In the same article, George Williams (University of Adelaide) speculates that an axial tilt of as little as 40 degrees would provide a tough environment for complex animals because of the exceedingly hot summers and cold winters that would prevail over much of the globe. He points to evidence for high obliquity in the early Earth, arguing that it may have been a change in axial tilt to something closer to today’s 23.5 degree obliquity that prompted the explosion of lifeforms in the Cambrian era some 540 million years ago. Glacier studies may be giving us some evidence for high obliquity throughout much of Earth’s early history, though what would have altered our planet’s tilt roughly 550 to 600 million years ago to make all this happen remains a mystery.

Plants on the Early Earth

Exoplanets raise so many questions about our own planet’s past, and the obliquity issue is but one factor in all this. We can also home in on the question of plant life, examined in a recent Scientific American blog entry with the assertive title Thanks to Plants, We Will Never Find a Planet Like Earth. The story looks at an open question — how was the surface of the early Earth shaped, particularly by the waters that weathered bare rock to create the soil plants needed to thrive? Martin Gibling (Dalhousie University, Nova Scotia) and Neil Davies (University of Ghent) have analyzed sediment deposition back hundreds of millions of years.

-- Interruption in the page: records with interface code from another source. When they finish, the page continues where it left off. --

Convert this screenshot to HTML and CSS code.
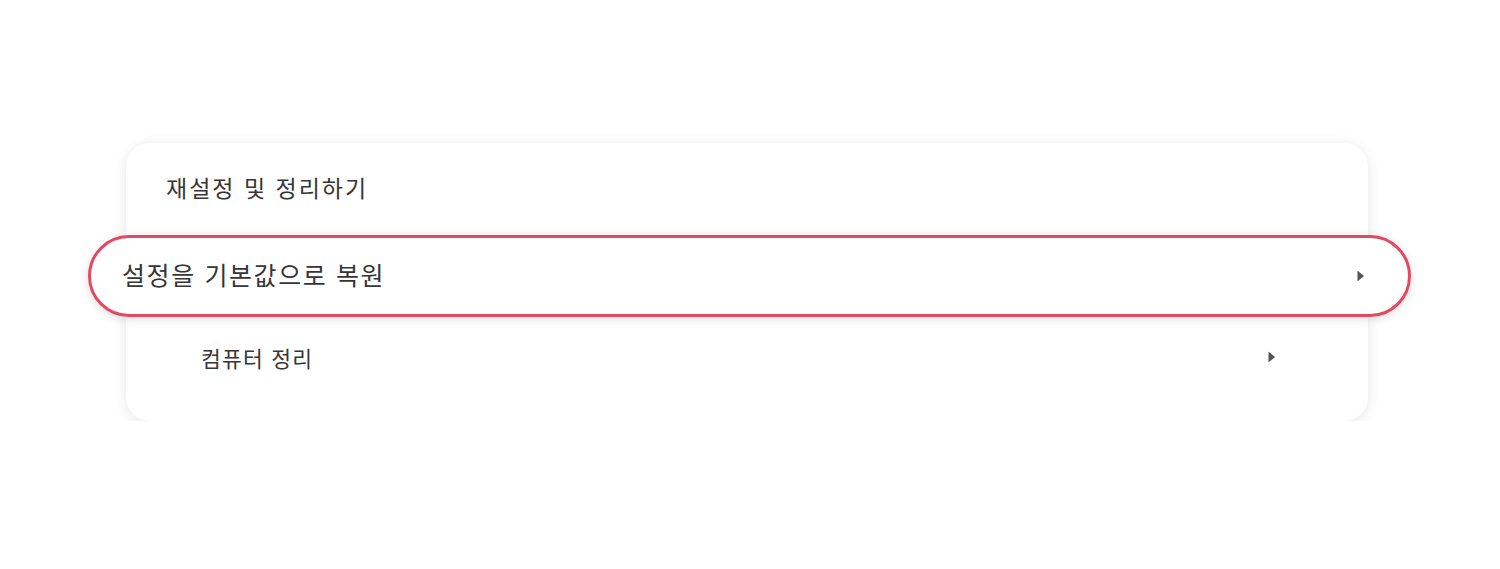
FILE: index.html
```html
<!DOCTYPE html>
<html lang="ko">
<head>
<meta charset="utf-8">
<link rel="stylesheet" href="styles.css">
</head>
<body>
<div class="page">
  <div class="card">
    <div class="title">재설정 및 정리하기</div>
    <div class="row row-hl">
      <span class="label">설정을 기본값으로 복원</span>
      <svg class="arrow" width="9" height="14" viewBox="0 0 9 14"><polygon points="1.5,1.5 8,7 1.5,12.5" fill="#555"/></svg>
    </div>
    <div class="row row-sub">
      <span class="label">컴퓨터 정리</span>
      <svg class="arrow" width="9" height="14" viewBox="0 0 9 14"><polygon points="1.5,1.5 8,7 1.5,12.5" fill="#555"/></svg>
    </div>
  </div>
</div>
</body>
</html>
```

FILE: styles.css
```css
html, body {
  margin: 0;
  padding: 0;
  background: #ffffff;
}
body {
  font-family: "Noto Sans CJK KR", "Noto Sans", sans-serif;
  color: #363636;
}
.page {
  padding-top: 143px;
  padding-left: 126px;
}
.card {
  width: 1242px;
  height: 278px;
  box-sizing: border-box;
  background: #fff;
  border-radius: 24px;
  box-shadow: 0 2px 14px rgba(0, 0, 0, 0.10);
  display: flex;
  flex-direction: column;
}
.title {
  height: 92px;
  display: flex;
  align-items: center;
  padding-left: 40px;
  padding-bottom: 4px;
  box-sizing: border-box;
  font-size: 23px;
  letter-spacing: 2px;
}
.row {
  display: flex;
  align-items: center;
  justify-content: space-between;
}
.row-hl {
  height: 82px;
  box-sizing: border-box;
  margin-left: -38px;
  margin-right: -43px;
  border: 3px solid #e34a62;
  border-radius: 41px;
  background: #fff;
  box-shadow: 0 2px 10px rgba(0, 0, 0, 0.14);
  padding-left: 31px;
  padding-right: 43px;
  font-size: 25px;
  letter-spacing: 1.6px;
  position: relative;
}
.row-hl .label {
  margin-top: -4px;
}
.row-sub {
  height: 80px;
  padding-left: 75px;
  padding-right: 92px;
  font-size: 21.5px;
  letter-spacing: 1.2px;
}
.arrow {
  display: block;
  flex: none;
}
```
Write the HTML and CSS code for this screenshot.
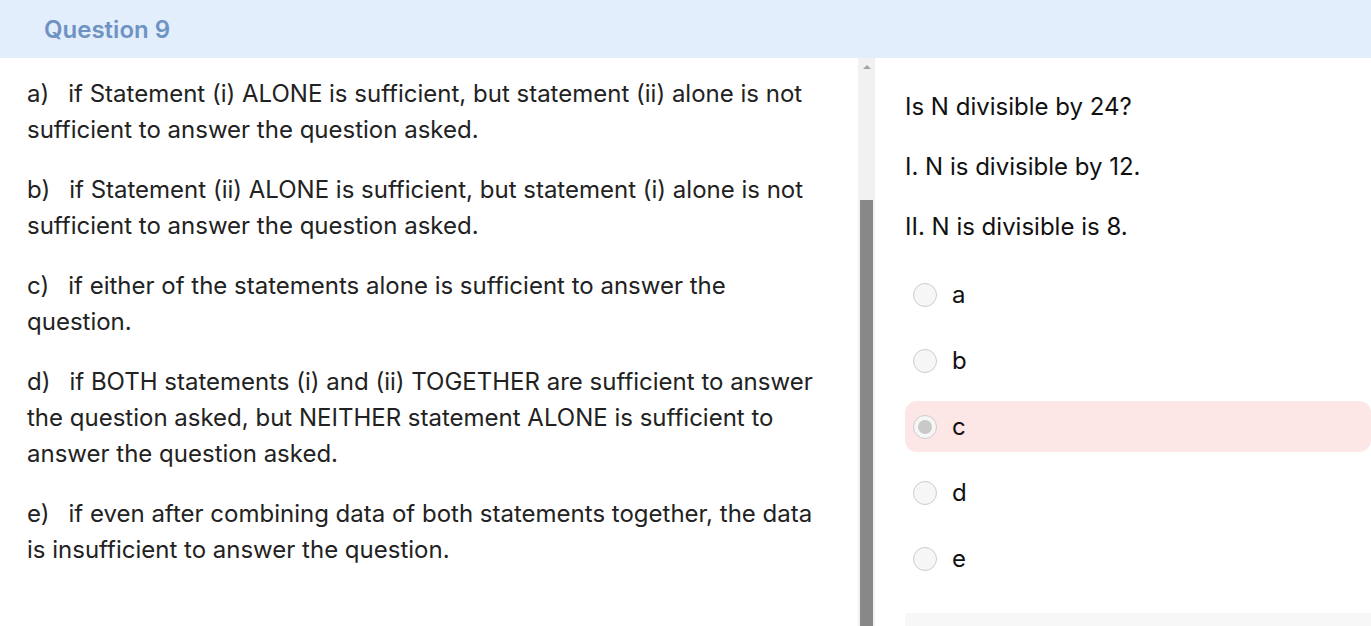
FILE: index.html
```html
<!DOCTYPE html>
<html>
<head>
  <meta charset="UTF-8">
  <title>Question 9</title>
  <link rel="stylesheet" href="styles.css">
</head>
<body>
  <div class="cabecera">Question 9</div>
  <div class="cuerpo">
    <div class="izquierda">
      <p><span class="letra">a)</span>if Statement (i) ALONE is sufficient, but statement (ii) alone is not sufficient to answer the question asked.</p>
      <p><span class="letra">b)</span>if Statement (ii) ALONE is sufficient, but statement (i) alone is not sufficient to answer the question asked.</p>
      <p><span class="letra">c)</span>if either of the statements alone is sufficient to answer the question.</p>
      <p><span class="letra">d)</span>if BOTH statements (i) and (ii) TOGETHER are sufficient to answer the question asked, but NEITHER statement ALONE is sufficient to answer the question asked.</p>
      <p><span class="letra">e)</span>if even after combining data of both statements together, the data is insufficient to answer the question.</p>
    </div>
    <!-- barra de desplazamiento del panel izquierdo -->
    <div class="barra">
      <div class="flecha"></div>
      <div class="pista"></div>
      <div class="pulgar"></div>
    </div>
    <div class="derecha">
      <p>Is N divisible by 24?</p>
      <p>I.&nbsp;N is divisible by 12.</p>
      <p>II.&nbsp;N is divisible is 8.</p>
      <div class="opciones">
        <label class="opcion"><span class="radio"></span>a</label>
        <label class="opcion"><span class="radio"></span>b</label>
        <label class="opcion marcada"><span class="radio"></span>c</label>
        <label class="opcion"><span class="radio"></span>d</label>
        <label class="opcion"><span class="radio"></span>e</label>
      </div>
      <div class="pie"></div>
    </div>
  </div>
</body>
</html>
```
FILE: styles.css
```css
:root {
  --cabecera-bg: #e3eefc;
  --cabecera-color: #6e93c2;
  --texto: #222222;
  --marcada-bg: #fde6e6;
}
body {
  font-family: Inter, 'Noto Sans', sans-serif;
  margin: 0;
  background: #ffffff;
  color: var(--texto);
  height: 626px;
  overflow: hidden;
}
.cabecera {
  height: 58px;
  background: var(--cabecera-bg);
  color: var(--cabecera-color);
  font-size: 24px;
  font-weight: 600;
  padding-left: 44px;
  display: flex;
  align-items: center;
}
.cuerpo {
  display: flex;
  height: 568px;
}
.izquierda {
  width: 795px;
  padding: 18px 36px 0 27px;
  font-size: 24px;
  line-height: 36px;
}
.izquierda p {
  margin: 0 0 24px;
}
.letra {
  margin-right: 19px;
}
.barra {
  width: 17px;
  background: #f1f1f1;
  display: flex;
  flex-direction: column;
  align-items: center;
}
.flecha {
  margin-top: 7px;
  width: 0;
  height: 0;
  border-left: 4px solid transparent;
  border-right: 4px solid transparent;
  border-bottom: 4px solid #a3a3a3;
}
.pista {
  height: 131px;
}
.pulgar {
  flex: 1;
  width: 13px;
  background: #888888;
}
.derecha {
  flex: 1;
  padding: 31px 0 0 30px;
  font-size: 24px;
  line-height: 36px;
  color: #111111;
}
.derecha p {
  margin: 0 0 24px;
}
.opciones {
  display: flex;
  flex-direction: column;
  gap: 15px;
}
.opcion {
  height: 51px;
  display: flex;
  align-items: center;
  padding-left: 8px;
  border-radius: 12px;
}
.opcion.marcada {
  background: var(--marcada-bg);
}
.radio {
  width: 22px;
  height: 22px;
  border: 1px solid #cccccc;
  border-radius: 50%;
  background: #f6f6f6;
  margin-right: 15px;
  position: relative;
}
.marcada .radio::after {
  content: "";
  position: absolute;
  top: 4px;
  left: 4px;
  width: 14px;
  height: 14px;
  border-radius: 50%;
  background: #c9c9c9;
}
.pie {
  margin-top: 29px;
  height: 40px;
  background: #f7f7f7;
}
```
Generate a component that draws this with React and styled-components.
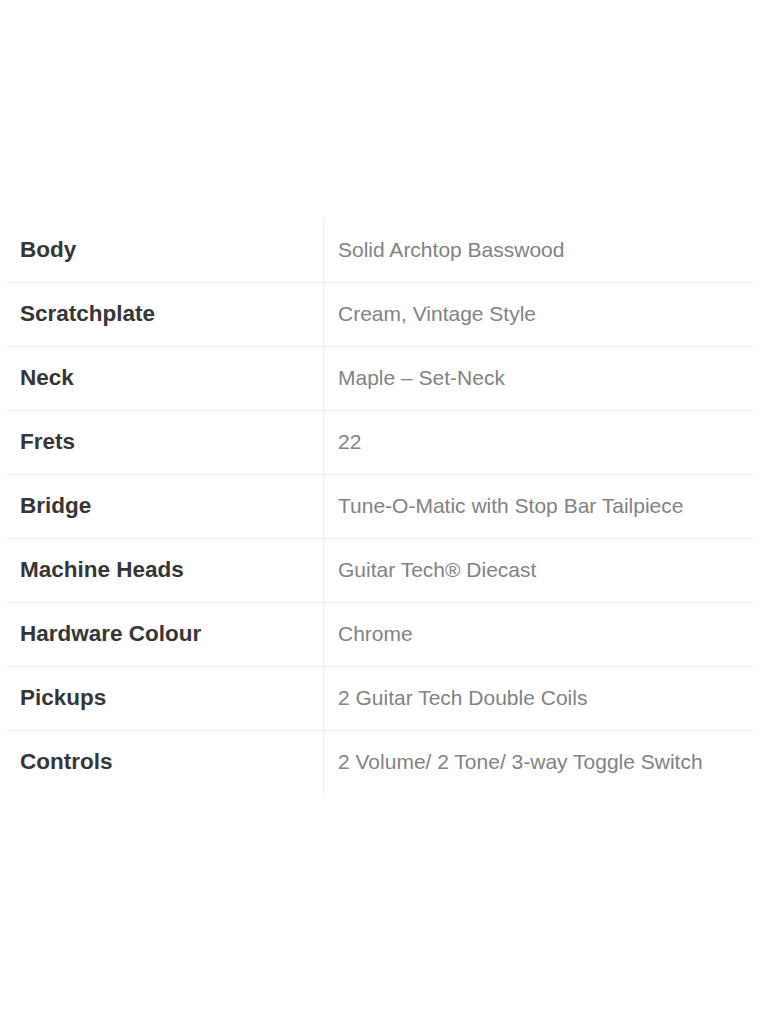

The evolution of vascular plants with complex root systems around 450 million years ago was a major factor in drawing carbon dioxide out of the atmosphere, but Gibling and Davies think these plants were also critical in breaking down rock to form the minerals and mud that helped river banks to form. I went to their paper in Nature Geoscience to look at their views on the interplay between organisms and their physical environments (the growing discipline is called biogeomorphology). The researchers identify a series of changes in Palaeozoic fluvial systems forced by plant evolution, including the introduction of stable muddy floodplains well suited for vegetation and soil development.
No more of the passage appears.